Chevrolet deliveries gained 19 percent to 125,389 vehicles, GM said today in a statement. Sales of the Equinox small SUV climbed 35 percent to 12,847. Deliveries of the new Chevrolet Cruze compact, which is replacing the Cobalt, rose 25 percent from December to 13,631 in January.
Retail customers accounted for 88 percent of Cruze sales in the month, compared with 40 percent for the Cobalt in January 2010, said Alan Batey, vice president of Chevrolet sales.
'Tremendous' Momentum
"For GM, the new products are pulling consumers into showrooms," said Rebecca Lindland, an analyst with IHS Automotive, a researcher in Lexington, Massachusetts. "They have a tremendous amount of momentum."
GMC Sierra pickup sales increase 46 percent to 10,627, and Chevrolet Silverado deliveries rose 24 percent to 28,172.
Buick sales climbed 32 percent to 13,269, led by the Enclave sport-utility vehicle. GMC deliveries gained 30 percent to 27,658.
Cadillac sales rose 49 percent to 12,580. Deliveries of CTS sedans, coupes and wagons increased 70 percent to 4,362.
Since filing for bankruptcy in 2009, GM has closed Hummer, Pontiac and Saturn and sold Saab to focus on Buick, Cadillac, Chevrolet and GMC. Sales of GM’s four remaining brands rose 23 percent from January 2010, the company said.
Sales of Ford’s Explorer SUV surged 73 percent to 7,351, the company said today in a statement. Overall deliveries for the namesake brand climbed 22 percent, tempered by a decline in sales of the Focus compact car.
'Out of Their Caves'
"Consumers are coming out of their caves and spending money again," George Pipas, Ford's sales analyst, said yesterday during a briefing with reporters in Dearborn.
Deliveries of the Lincoln luxury brand declined 21 percent in January to 5,558.
Chrysler, the automaker controlled by Fiat SpA, said January sales rose 23 percent to 70,118 vehicles. The average estimate of four analysts was for a 27 percent gain.
Car sales dropped 22 percent to 11,425, driven by declines for the Chrysler 300 and Dodge Avenger sedans, the Auburn Hills, Michigan-based company said today in a statement. Jeep Grand Cherokee deliveries more than doubled to 7,612.
U.S. consumer confidence rose more than forecast in January to the highest in eight months, the Conference Board reported last week, while the Thomson Reuters/University of Michigan final index of consumer sentiment fell less than analysts estimated. Gross domestic product grew at a 3.2 percent annual pace in the fourth quarter, the Commerce Department reported.
Nissan Tops Estimates
Nissan Motor Co., Japan's second-largest automaker, increased sales of Nissan and Infiniti brand vehicles by 15 percent last month, Al Castignetti, Nissan's vice president of U.S. sales, said in an interview. The average estimate of analysts surveyed by Bloomberg was for a gain of 14 percent.

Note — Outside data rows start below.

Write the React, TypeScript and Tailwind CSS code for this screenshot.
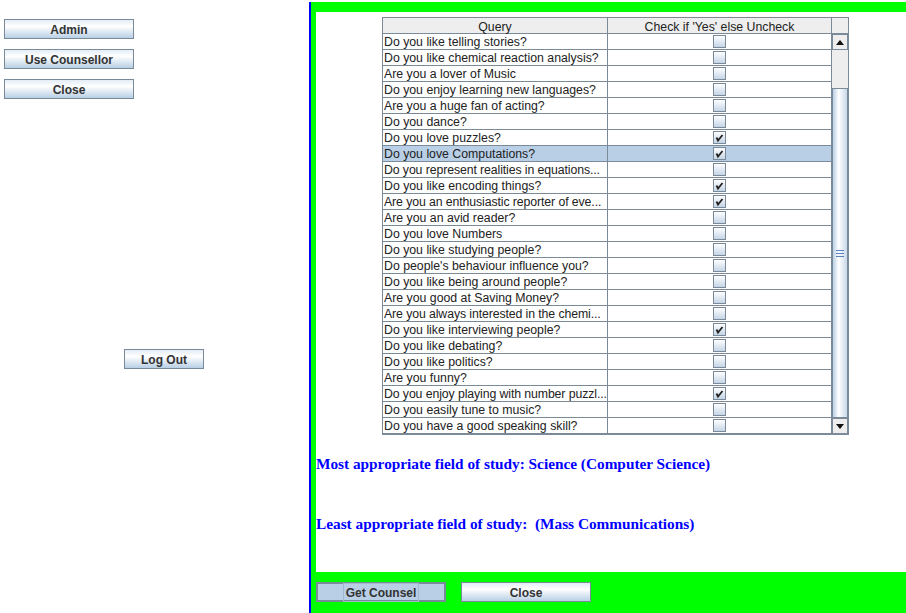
const rows: [string, boolean][] = [
  ["Do you like telling stories?", false],
  ["Do you like chemical reaction analysis?", false],
  ["Are you a lover of Music", false],
  ["Do you enjoy learning new languages?", false],
  ["Are you a huge fan of acting?", false],
  ["Do you dance?", false],
  ["Do you love puzzles?", true],
  ["Do you love Computations?", true],
  ["Do you represent realities in equations...", false],
  ["Do you like encoding things?", true],
  ["Are you an enthusiastic reporter of eve...", true],
  ["Are you an avid reader?", false],
  ["Do you love Numbers", false],
  ["Do you like studying people?", false],
  ["Do people's behaviour influence you?", false],
  ["Do you like being around people?", false],
  ["Are you good at Saving Money?", false],
  ["Are you always interested in the chemi...", false],
  ["Do you like interviewing people?", true],
  ["Do you like debating?", false],
  ["Do you like politics?", false],
  ["Are you funny?", false],
  ["Do you enjoy playing with number puzzl...", true],
  ["Do you easily tune to music?", false],
  ["Do you have a good speaking skill?", false],
];

const SELECTED = 7;

const btn =
  "h-[20px] pt-[2px] border border-[#7a8a99] bg-[linear-gradient(to_bottom,#e3ecf6_0%,#ffffff_35%,#b8cfe5_100%)] text-[12px] font-bold text-[#333] flex items-center justify-center font-['Liberation_Sans',Arial,sans-serif]";

const CheckBox = ({ checked }: { checked: boolean }) => (
  <div className="w-[13px] h-[13px] border border-[#7a8a99] bg-[linear-gradient(to_bottom,#ffffff,#c4d4e6)] flex items-center justify-center">
    {checked && (
      <svg width="11" height="11" viewBox="0 0 11 11">
        <path d="M2.5 5.5 L4 8.5 L8.5 3" fill="none" stroke="#222" strokeWidth="1.8" />
      </svg>
    )}
  </div>
);

const Arrow = ({ up }: { up: boolean }) => (
  <div className="h-[16px] border border-[#7a8a99] bg-[#eeeeee] flex items-center justify-center">
    <svg width="8" height="5" viewBox="0 0 8 5">
      <path d={up ? "M0 5 L4 0 L8 5 Z" : "M0 0 L4 5 L8 0 Z"} fill="#111" />
    </svg>
  </div>
);

export default function App() {
  return (
    <div className="w-[906px] h-[613px] flex bg-white overflow-hidden font-['Liberation_Sans',Arial,sans-serif]">
      {/* Left menu */}
      <div className="w-[309px] shrink-0 pl-[4px] pt-[19px] flex flex-col">
        <button className={`${btn} w-[130px]`}>Admin</button>
        <button className={`${btn} w-[130px] mt-[10px]`}>Use Counsellor</button>
        <button className={`${btn} w-[130px] mt-[10px]`}>Close</button>
        <button className={`${btn} w-[80px] mt-[250px] ml-[120px]`}>Log Out</button>
      </div>

      {/* Counsel panel */}
      <div className="flex-1 mt-[2px] border-l-2 border-[#0000ff] bg-[#00ff00] pl-[5px] pt-[10px] flex flex-col">
        <div className="h-[560px] bg-white pt-[5px]">
          <div className="ml-[66px] w-[467px] border border-[#7a8a99] text-[12.3px] text-[#222]">
            <div className="flex h-[16px] bg-[#eeeeee] border-b border-[#7a8a99] leading-[18px]">
              <div className="w-[225px] border-r border-[#7a8a99] text-center">Query</div>
              <div className="w-[224px] border-r border-[#7a8a99] text-center">Check if 'Yes' else Uncheck</div>
              <div className="flex-1" />
            </div>
            <div className="flex">
              <div className="w-[449px]">
                {rows.map(([q, c], i) => (
                  <div
                    key={i}
                    className={`flex h-[16px] border-b border-[#7a8a99] ${i === SELECTED ? "bg-[#b8cfe5]" : ""}`}
                  >
                    <div
                      className={`w-[225px] border-r border-[#7a8a99] pl-[1px] leading-[17px] whitespace-nowrap overflow-hidden ${
                        q.endsWith("...") ? "tracking-[-0.1px]" : ""
                      }`}
                    >
                      {q}
                    </div>
                    <div className="w-[224px] border-r border-[#7a8a99] flex items-center justify-center">
                      <CheckBox checked={c} />
                    </div>
                  </div>
                ))}
              </div>
              <div className="flex-1 flex flex-col bg-[#eeeeee]">
                <Arrow up />
                <div className="h-[38px]" />
                <div className="flex-1 border border-[#7a8a99] bg-[linear-gradient(to_right,#b8cfe5,#ffffff_40%,#c8d8ea)] flex flex-col items-center justify-center gap-[2px]">
                  <div className="w-[8px] h-[1px] bg-[#5b7ec1]" />
                  <div className="w-[8px] h-[1px] bg-[#5b7ec1]" />
                  <div className="w-[8px] h-[1px] bg-[#5b7ec1]" />
                </div>
                <Arrow up={false} />
              </div>
            </div>
          </div>

          <div className="mt-[19px] font-['Liberation_Serif','Times_New_Roman',serif] font-bold text-[15.3px] leading-[20px] text-[#0000ff]">
            <p>Most appropriate field of study: Science (Computer Science)</p>
            <p className="mt-[40px] whitespace-pre">Least appropriate field of study:  (Mass Communications)</p>
          </div>
        </div>

        <div className="flex pt-[10px] gap-[15px]">
          <button className="w-[130px] h-[20px] border-2 border-[#7a8a99] bg-[#b8cfe5] flex items-center justify-center text-[12px] font-bold text-[#333]">
            <span className="border border-[#a3b8d0] px-[2px] pt-[2px] leading-[15px]">Get Counsel</span>
          </button>
          <button className={`${btn} w-[130px]`}>Close</button>
        </div>
      </div>
    </div>
  );
}
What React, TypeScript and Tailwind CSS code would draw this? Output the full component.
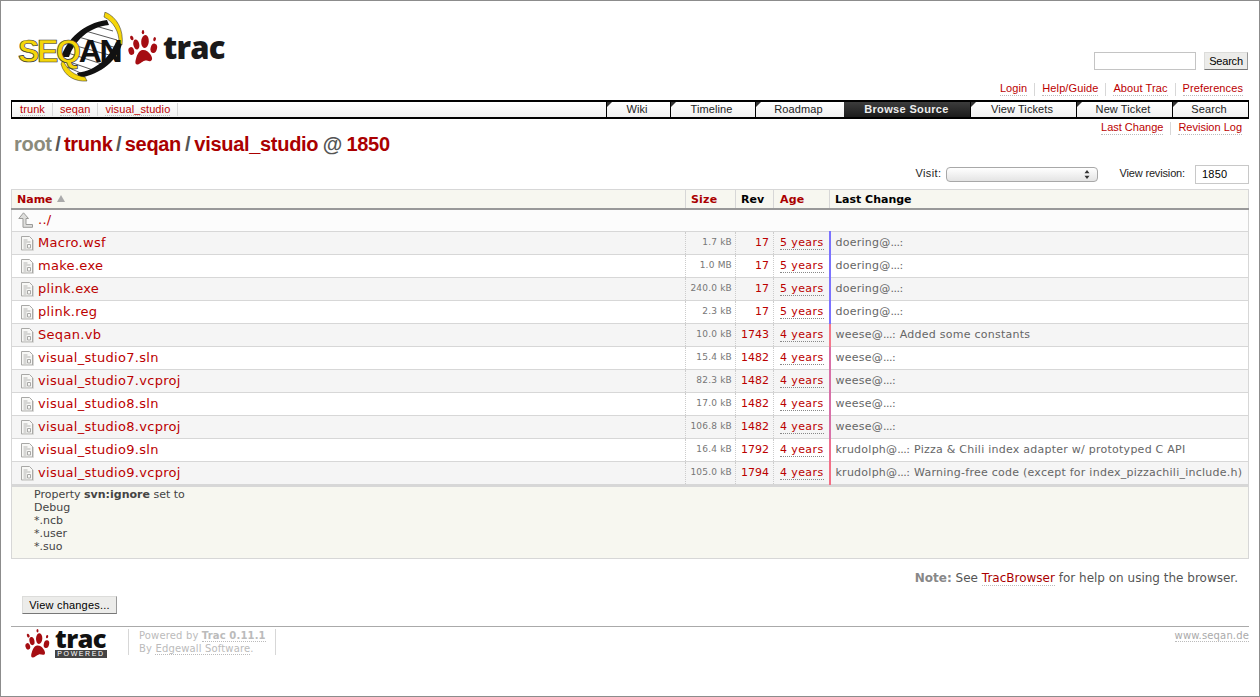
import React from "react";

const rows: [string, string, string, string, string, string, string][] = [
  ["Macro.wsf", "1.7 kB", "17", "5 years", "doering@", "", "#7b72ff"],
  ["make.exe", "1.0 MB", "17", "5 years", "doering@", "", "#7b72ff"],
  ["plink.exe", "240.0 kB", "17", "5 years", "doering@", "", "#7b72ff"],
  ["plink.reg", "2.3 kB", "17", "5 years", "doering@", "", "#7b72ff"],
  ["Seqan.vb", "10.0 kB", "1743", "4 years", "weese@", "Added some constants", "#f4788a"],
  ["visual_studio7.sln", "15.4 kB", "1482", "4 years", "weese@", "", "#d870a8"],
  ["visual_studio7.vcproj", "82.3 kB", "1482", "4 years", "weese@", "", "#d870a8"],
  ["visual_studio8.sln", "17.0 kB", "1482", "4 years", "weese@", "", "#d870a8"],
  ["visual_studio8.vcproj", "106.8 kB", "1482", "4 years", "weese@", "", "#d870a8"],
  ["visual_studio9.sln", "16.4 kB", "1792", "4 years", "krudolph@", "Pizza & Chili index adapter w/ prototyped C API", "#ee7090"],
  ["visual_studio9.vcproj", "105.0 kB", "1794", "4 years", "krudolph@", "Warning-free code (except for index_pizzachili_include.h)", "#f46f85"],
];

const tabs: [string, string][] = [
  ["Wiki", "w-[64px]"],
  ["Timeline", "w-[85px]"],
  ["Roadmap", "w-[89px]"],
  ["Browse Source", "w-[126px]"],
  ["View Tickets", "w-[106px]"],
  ["New Ticket", "w-[96px]"],
  ["Search", "w-[76px]"],
];

function Paw({ width, height, color = "#a50d12" }: { width: number; height: number; color?: string }) {
  return (
    <svg width={width} height={height} viewBox="0 0 30 35" className="shrink-0" aria-hidden="true">
      <g fill={color}>
        <ellipse cx="15" cy="2.2" rx="1.2" ry="2.1" />
        <ellipse cx="3.8" cy="8" rx="1.6" ry="2.4" transform="rotate(-20 3.800 8)" />
        <ellipse cx="26.600" cy="9.200" rx="1.300" ry="2.100" transform="rotate(15 26.600 9.200)" />
        <ellipse cx="8.300" cy="14.500" rx="3" ry="5" transform="rotate(-12 8.300 14.500)" />
        <ellipse cx="17" cy="11.500" rx="3.800" ry="6.500" transform="rotate(4 17 11.500)" />
        <ellipse cx="25.800" cy="18.300" rx="3.200" ry="4.800" transform="rotate(14 25.800 18.300)" />
        <ellipse cx="3.300" cy="21" rx="2.800" ry="4" transform="rotate(-15 3.300 21)" />
        <path d="M14.500 20c3.500-.3 6 1.800 8 4.600 1.800 2.700 2.400 5.400.2 6.400-2 .8-3.700-.8-6-.3-3 .7-5.300 4-7.600 3.800-2.400-.3-1.800-3.500-1-6 1-3.800 3-8.200 6.400-8.500z" />
      </g>
    </svg>
  );
}

function SeqanLogo() {
  return (
    <svg width="106" height="72" viewBox="0 0 106 72" className="shrink-0" aria-hidden="true">
      <path d="M50 40 C54 26 68 12 90 10 C98 14 104 22 103 34 C98 48 84 62 62 65 C54 62 48 54 50 40z" fill="#fff" />
      <g stroke="#444" strokeWidth="0.9">
        <line x1="75" y1="13" x2="96" y2="19" />
        <line x1="65" y1="18" x2="100" y2="28" />
        <line x1="58" y1="24" x2="100" y2="36" />
        <line x1="52" y1="32" x2="96" y2="44" />
        <line x1="48" y1="40" x2="88" y2="53" />
        <line x1="47" y1="48" x2="76" y2="58" />
        <line x1="50" y1="55" x2="66" y2="62" />
      </g>
      <path d="M44 45 C50 28 66 11 90 8 L92 13 C72 15 58 28 52 45z" fill="#111" />
      <path d="M105 32 C100 48 85 62 62 66 L60 61 C80 58 92 46 99 30z" fill="#111" />
      <path d="M88 0 C100 5 107 18 105 33 L102 30 C102 20 97 10 87 5z" fill="#f5d60a" stroke="#222" strokeWidth="0.5" />
      <path d="M46 48 C50 58 58 64 68 65 L70 69 C58 70 47 64 44 52z" fill="#f5d60a" stroke="#222" strokeWidth="0.5" />
      <text x="1" y="50" fontFamily="'Liberation Sans', sans-serif" fontWeight="700" fontSize="32" letterSpacing="-2.3">
        <tspan fill="#f5d60a" stroke="#333" strokeWidth="0.7">SEQ</tspan>
        <tspan fill="#111">AN</tspan>
      </text>
    </svg>
  );
}

function FileIcon() {
  return (
    <svg width="13" height="15" viewBox="0 0 13 15" className="shrink-0" aria-hidden="true">
      <path d="M.5.500h8l3 3v10.500H.5z" fill="#f8f8f6" stroke="#a8a8a6" />
      <path d="M12.500 4v10.500H1.500" fill="none" stroke="#d8d8d6" />
      <path d="M2.500 4h4M2.500 6h7M2.500 8h3M2.500 10h3M2.500 12h3" stroke="#b4b4b2" />
      <path d="M6.500 8.500h3v3.500h-3z" fill="none" stroke="#a8a8a6" />
    </svg>
  );
}

function UpIcon() {
  return (
    <svg width="15" height="16" viewBox="0 0 15 16" className="shrink-0" aria-hidden="true">
      <path d="M5.500.8 10.500 6.500H8v6h6.500v2.800H5V6.500H.8z" fill="#dededc" stroke="#9b9b99" strokeWidth="1" />
    </svg>
  );
}

function Corner() {
  return <span className="absolute left-0 top-0 w-0 h-0 border-t-[5px] border-r-[5px] border-t-[#333] border-r-transparent" />;
}

const dotted = "border-b border-dotted border-[#bbb]";

export default function App() {
  return (
    <div className="h-[697px] w-[1260px] overflow-hidden border border-[#8c8c8c] bg-white text-[#333] font-['DejaVu_Sans',sans-serif] text-[11px]">
      <header className="flex justify-between h-[99px]">
        <div className="flex items-center ml-[16px] mt-[11px] h-[72px]">
          <SeqanLogo />
          <div className="ml-[5px] mt-[-1px]"><Paw width={30} height={35} /></div>
          <span className="ml-[5px] mt-[-1px] font-['Open_Sans',sans-serif] font-extrabold text-[31px] leading-none tracking-[-0.8px] text-[#1a1a1a]">trac</span>
        </div>
        <div className="flex flex-col items-end mr-[10px] font-['Liberation_Sans',sans-serif]">
          <div className="flex items-center mt-[51px] mr-[1px] h-[18px]">
            <div className="w-[102px] h-[18px] border border-[#c4c4c4] bg-white" />
            <button className="ml-[8px] w-[44px] h-[18px] bg-[#ececea] border border-[#dcdcda] border-b-[#777] border-r-[#999] text-[11px] tracking-[-0.2px] text-black leading-none">Search</button>
          </div>
          <nav className="flex items-center mt-[12px] mr-[6px] text-[11px] tracking-[0.1px] text-[#b00]">
            <a className={dotted + " leading-[13px]"}>Login</a>
            <span className="w-px h-[13px] bg-[#d7d7d7] mx-[7px]" />
            <a className={dotted + " leading-[13px]"}>Help/Guide</a>
            <span className="w-px h-[13px] bg-[#d7d7d7] mx-[7px]" />
            <a className={dotted + " leading-[13px]"}>About Trac</a>
            <span className="w-px h-[13px] bg-[#d7d7d7] mx-[7px]" />
            <a className={dotted + " leading-[13px]"}>Preferences</a>
          </nav>
        </div>
      </header>

      <div className="mx-[10px] h-[19px] flex border-y-2 border-x border-black bg-gradient-to-b from-white to-[#f0f0f0] font-['Liberation_Sans',sans-serif] text-[11px]">
        <div className="flex-1 flex items-center pl-[1px] tracking-[0.1px]">
          {["trunk", "seqan", "visual_studio"].map((c) => (
            <div key={c} className="h-[13px] flex items-center px-[7px] border-r border-[#d7d7d7]">
              <a className={"text-[#b00] leading-[12px] " + dotted}>{c}</a>
            </div>
          ))}
        </div>
        {tabs.map(([t, w]) =>
          t === "Browse Source" ? (
            <div key={t} className={w + " flex items-center justify-center pr-[1px] tracking-[0.35px] bg-gradient-to-b from-[#3c3c3c] to-[#1c1c1c] text-[#eee] font-bold"}>{t}</div>
          ) : (
            <div key={t} className={w + " relative flex items-center justify-center pr-[3px] tracking-[0.1px] border-l border-black text-[#222]"}>
              <Corner />
              {t}
            </div>
          )
        )}
      </div>

      <nav className="flex justify-end items-center mt-[2px] mr-[17px] h-[14px] text-[#b00] font-['Liberation_Sans',sans-serif] text-[11px]">
        <a className={dotted + " leading-[13px]"}>Last Change</a>
        <span className="w-px h-[13px] bg-[#d7d7d7] mx-[7px]" />
        <a className={dotted + " leading-[13px]"}>Revision Log</a>
      </nav>

      <h1 className="ml-[13px] mt-[-3px] h-[24px] flex items-center font-['Liberation_Sans',sans-serif] font-bold text-[20px] tracking-[-0.3px] text-[#a00]">
        <span className="text-[#8b8b7b]">root</span>
        <span className="text-[#555] mx-[3.5px]">/</span>
        <span>trunk</span>
        <span className="text-[#555] mx-[3.5px]">/</span>
        <span>seqan</span>
        <span className="text-[#555] mx-[4px]">/</span>
        <span>visual_studio</span>
        <span className="text-[#555] mx-[4.5px]">@</span>
        <span>1850</span>
      </h1>

      <div className="flex justify-end items-center h-[19px] mt-[9px] mr-[10px] font-['Liberation_Sans',sans-serif] text-[11px] text-[#222]">
        <span className="mt-[-3px] tracking-[0.4px]">Visit:</span>
        <div className="ml-[5px] w-[152px] h-[15px] rounded-[4px] border border-[#a8a8a8] bg-gradient-to-b from-white to-[#e4e4e4] flex items-center justify-end pr-[7px]">
          <svg width="6" height="9" viewBox="0 0 6 9" aria-hidden="true"><path d="M3 0 5.500 3.200H.5zM3 9 .5 5.800h5z" fill="#333" /></svg>
        </div>
        <span className="ml-[21px] mt-[-3px] tracking-[-0.15px]">View revision:</span>
        <div className="ml-[10px] w-[54px] h-[19px] border border-[#c8c8c8] pl-[6px] flex items-center text-[11px] tracking-[0.2px] text-black">1850</div>
      </div>

      <table className="ml-[10px] mt-[5px] w-[1238px] table-fixed border-collapse border-x border-t border-[#d7d7d7]">
        <thead>
          <tr className="h-[19px] bg-[#f7f7f0] border-b-2 border-[#999] text-[11px] leading-[13px] font-bold">
            <th className="w-[674px] text-left pl-[5px] pt-[2px] text-[#a00] font-bold">
              Name <span className="inline-block ml-[1px] align-[1px] w-0 h-0 border-x-[4px] border-x-transparent border-b-[7px] border-b-[#aaa]" />
            </th>
            <th className="w-[50px] text-left pl-[5px] pt-[2px] tracking-[0.2px] text-[#a00] border-l border-[#d7d7d7] font-bold">Size</th>
            <th className="w-[38px] text-left pl-[5px] pt-[2px] text-black border-l border-[#d7d7d7] font-bold">Rev</th>
            <th className="w-[56px] text-left pl-[6px] pt-[2px] tracking-[0.2px] text-[#a00] border-l border-[#d7d7d7] font-bold">Age</th>
            <th className="text-left pl-[5px] pt-[2px] text-black border-l border-[#d7d7d7] font-bold">Last Change</th>
          </tr>
        </thead>
        <tbody>
          <tr className="h-[23px] bg-[#fcfcfc] border-b border-[#d7d7d7]">
            <td colSpan={5} className="pl-[6px]">
              <div className="flex items-center gap-[5px] text-[13px] leading-[16px] tracking-[0.3px] text-[#b00]"><UpIcon /><span>../</span></div>
            </td>
          </tr>
          {rows.map((r, i) => (
            <tr key={r[0]} className={"h-[23px] border-b border-[#d7d7d7] " + (i % 2 === 0 ? "bg-[#f5f5f5]" : "bg-white")}>
              <td className="pl-[9px]">
                <div className="flex items-center gap-[4px] text-[13px] leading-[16px] tracking-[0.3px] text-[#b00]"><FileIcon /><span>{r[0]}</span></div>
              </td>
              <td className="text-right pr-[3px] text-[9px] tracking-[0.2px] text-[#777] border-l border-dotted border-[#ccc]">{r[1]}</td>
              <td className="text-right pr-[4px] text-[11px] text-[#b00] border-l border-dotted border-[#ccc]">{r[2]}</td>
              <td className="pl-[6px] text-[11px] tracking-[0.4px] text-[#b00] border-l border-dotted border-[#ccc]">
                <a className="leading-[13px] border-b border-dotted border-[#888]">{r[3]}</a>
              </td>
              <td className="pl-[5px] text-[11px] tracking-[0.25px] text-[#666] border-l-2" style={{ borderLeftColor: r[6] }}>
                <span className="whitespace-nowrap">{r[4]}<span className="tracking-[-0.5px]">...</span>:{r[5] ? " " + r[5] : ""}</span>
              </td>
            </tr>
          ))}
        </tbody>
      </table>

      <div className="ml-[10px] w-[1238px] h-[74px] bg-[#f7f7f0] border-x border-b border-t-2 border-[#d7d7d7] pl-[22px] pt-[1px] text-[11px] leading-[13px] text-[#444]">
        <div>Property <strong>svn:ignore</strong> set to</div>
        <div>Debug</div>
        <div>*.ncb</div>
        <div>*.user</div>
        <div>*.suo</div>
      </div>

      <div className="flex justify-end mt-[11px] mr-[21px] h-[16px] items-center text-[12px] text-[#555]">
        <span><strong className="text-[#888]">Note:</strong> See <a className="text-[#a00] border-b border-dotted border-[#bbb]">TracBrowser</a> for help on using the browser.</span>
      </div>

      <button className="block ml-[21px] mt-[10px] w-[95px] h-[18px] bg-[#ececea] border border-[#dcdcda] border-b-[#777] border-r-[#999] font-['Liberation_Sans',sans-serif] text-[11px] tracking-[0.2px] text-black leading-none">View changes...</button>

      <footer className="mx-[10px] mt-[12px] border-t border-[#aaa] flex text-[10px] text-[#bbb] leading-[13px] tracking-[0.15px]">
        <div className="flex items-start w-[117px] h-[33px] pl-[14px] mt-[2px]">
          <Paw width={25} height={29} />
          <div className="ml-[5px] mt-[-1px] flex flex-col items-stretch w-[52px]">
            <span className="font-['Open_Sans',sans-serif] font-extrabold text-[25.5px] h-[21px] leading-[21px] tracking-[-0.6px] text-[#111]">trac</span>
            <span className="mt-[1px] h-[8px] bg-[#444] text-white text-[7px] leading-[8px] tracking-[1.6px] text-center font-['Liberation_Sans',sans-serif]">POWERED</span>
          </div>
        </div>
        <div className="mt-[2px] h-[26px] border-l border-r border-[#d7d7d7] pl-[10px] pr-[10px] w-[148px] whitespace-nowrap">
          <div>Powered by <a className={"font-bold " + dotted}>Trac 0.11.1</a></div>
          <div>By <a className={dotted}>Edgewall Software</a>.</div>
        </div>
        <div className="flex-1 text-right mt-[2px] text-[#aaa]"><a className={dotted}>www.seqan.de</a></div>
      </footer>
    </div>
  );
}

Honda Motor Co., Japan’s third-largest carmaker, increased U.S. sales of Honda and Acura brand autos 13 percent last month to 76,269, said Chris Martin, a company spokesman.
The average estimate of analysts surveyed by Bloomberg was for a rise of 24 percent for Tokyo-based Honda.
Kia Motors Corp., the second-biggest South Korean automaker, said in a statement today its U.S. sales rose 26 percent in January.